Transcribe every entry word for word, but skip the images.
---------- Data in this exercise
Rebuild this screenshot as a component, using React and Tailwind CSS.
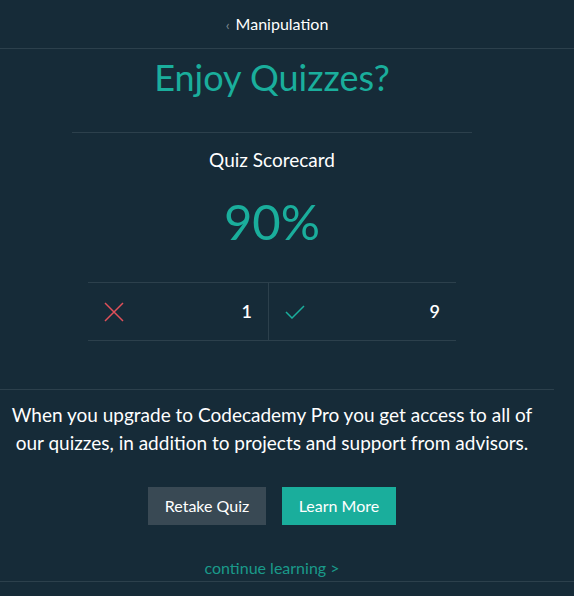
export default function App() {
  return (
    <div className="w-[574px] h-[596px] bg-[#162b38] overflow-hidden text-white" style={{ fontFamily: "Lato, 'Open Sans', sans-serif" }}>
      <div className="border-b border-[#2c404c]">
        <div className="h-[48px] w-[554px] flex items-center justify-center gap-[6px]">
          <span className="text-[#7d8a92] text-[14px]">‹</span>
          <span className="text-[16px]">Manipulation</span>
        </div>
      </div>
      <div className="w-[544px] flex flex-col items-center">
        <h1 className="text-[#1aae9c] text-[36px] font-normal leading-none mt-[6px] h-[77px] flex items-start pt-[4px]">Enjoy Quizzes?</h1>
        <div className="w-[400px] border-t border-[#2c404c]" />
        <div className="text-[19px] mt-[17px] leading-none">Quiz Scorecard</div>
        <div className="text-[#1aae9c] text-[49px] font-normal leading-none mt-[28px]">90%</div>
        <div className="w-[368px] mt-[36px] h-[59px] border-t border-b border-[#2c404c] flex">
          <div className="w-[181px] flex items-center justify-between pl-[16px] pr-[16px] border-r border-[#2c404c]">
            <svg width="20" height="20" viewBox="0 0 20 20"><path d="M1 1 L19 19 M19 1 L1 19" stroke="#e0505a" strokeWidth="1.5" fill="none" /></svg>
            <span className="text-[18px] font-semibold">1</span>
          </div>
          <div className="flex-1 flex items-center justify-between pl-[16px] pr-[16px]">
            <svg width="20" height="14" viewBox="0 0 20 14"><path d="M1 7 L7 13 L19 1" stroke="#1aae9c" strokeWidth="1.5" fill="none" /></svg>
            <span className="text-[18px] font-semibold">9</span>
          </div>
        </div>
      </div>
      <div className="w-[554px] border-t border-[#2c404c] mt-[48px]" />
      <p className="w-[544px] text-center text-[19px] leading-[28px] mt-[11px]">When you upgrade to Codecademy Pro you get access to all of our quizzes, in addition to projects and support from advisors.</p>
      <div className="w-[544px] flex justify-center gap-[16px] mt-[30px]">
        <button className="w-[118px] h-[38px] bg-[#394954] text-[16px] text-white">Retake Quiz</button>
        <button className="w-[114px] h-[38px] bg-[#1aae9c] text-[16px] text-white">Learn More</button>
      </div>
      <div className="w-[544px] text-center text-[#1a9a8a] text-[16px] mt-[35px] leading-none h-[21px]">continue learning &gt;</div>
      <div className="border-t border-[#2c404c]" />
    </div>
  );
}
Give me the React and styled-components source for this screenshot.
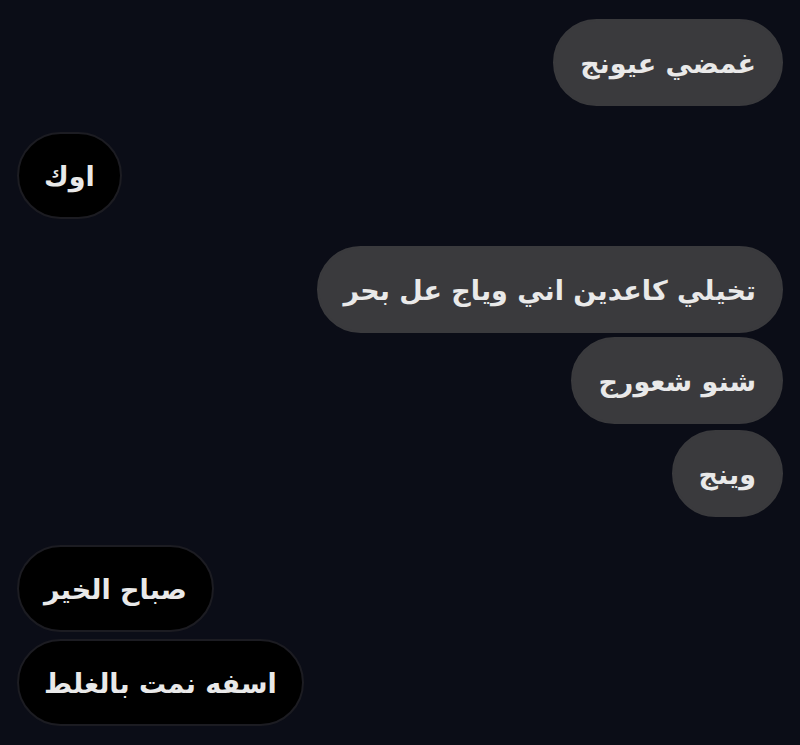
--------------------
◆ Answer below ◆
Rebuild this screenshot as a component, using React and Tailwind CSS.
export default function App() {
  return (
    <div className="w-[574px] h-[596px] bg-[#162b38] overflow-hidden text-white" style={{ fontFamily: "Lato, 'Open Sans', sans-serif" }}>
      <div className="border-b border-[#2c404c]">
        <div className="h-[48px] w-[554px] flex items-center justify-center gap-[6px]">
          <span className="text-[#7d8a92] text-[14px]">‹</span>
          <span className="text-[16px]">Manipulation</span>
        </div>
      </div>
      <div className="w-[544px] flex flex-col items-center">
        <h1 className="text-[#1aae9c] text-[36px] font-normal leading-none mt-[6px] h-[77px] flex items-start pt-[4px]">Enjoy Quizzes?</h1>
        <div className="w-[400px] border-t border-[#2c404c]" />
        <div className="text-[19px] mt-[17px] leading-none">Quiz Scorecard</div>
        <div className="text-[#1aae9c] text-[49px] font-normal leading-none mt-[28px]">90%</div>
        <div className="w-[368px] mt-[36px] h-[59px] border-t border-b border-[#2c404c] flex">
          <div className="w-[181px] flex items-center justify-between pl-[16px] pr-[16px] border-r border-[#2c404c]">
            <svg width="20" height="20" viewBox="0 0 20 20"><path d="M1 1 L19 19 M19 1 L1 19" stroke="#e0505a" strokeWidth="1.5" fill="none" /></svg>
            <span className="text-[18px] font-semibold">1</span>
          </div>
          <div className="flex-1 flex items-center justify-between pl-[16px] pr-[16px]">
            <svg width="20" height="14" viewBox="0 0 20 14"><path d="M1 7 L7 13 L19 1" stroke="#1aae9c" strokeWidth="1.5" fill="none" /></svg>
            <span className="text-[18px] font-semibold">9</span>
          </div>
        </div>
      </div>
      <div className="w-[554px] border-t border-[#2c404c] mt-[48px]" />
      <p className="w-[544px] text-center text-[19px] leading-[28px] mt-[11px]">When you upgrade to Codecademy Pro you get access to all of our quizzes, in addition to projects and support from advisors.</p>
      <div className="w-[544px] flex justify-center gap-[16px] mt-[30px]">
        <button className="w-[118px] h-[38px] bg-[#394954] text-[16px] text-white">Retake Quiz</button>
        <button className="w-[114px] h-[38px] bg-[#1aae9c] text-[16px] text-white">Learn More</button>
      </div>
      <div className="w-[544px] text-center text-[#1a9a8a] text-[16px] mt-[35px] leading-none h-[21px]">continue learning &gt;</div>
      <div className="border-t border-[#2c404c]" />
    </div>
  );
}
Give me the React and styled-components source for this screenshot.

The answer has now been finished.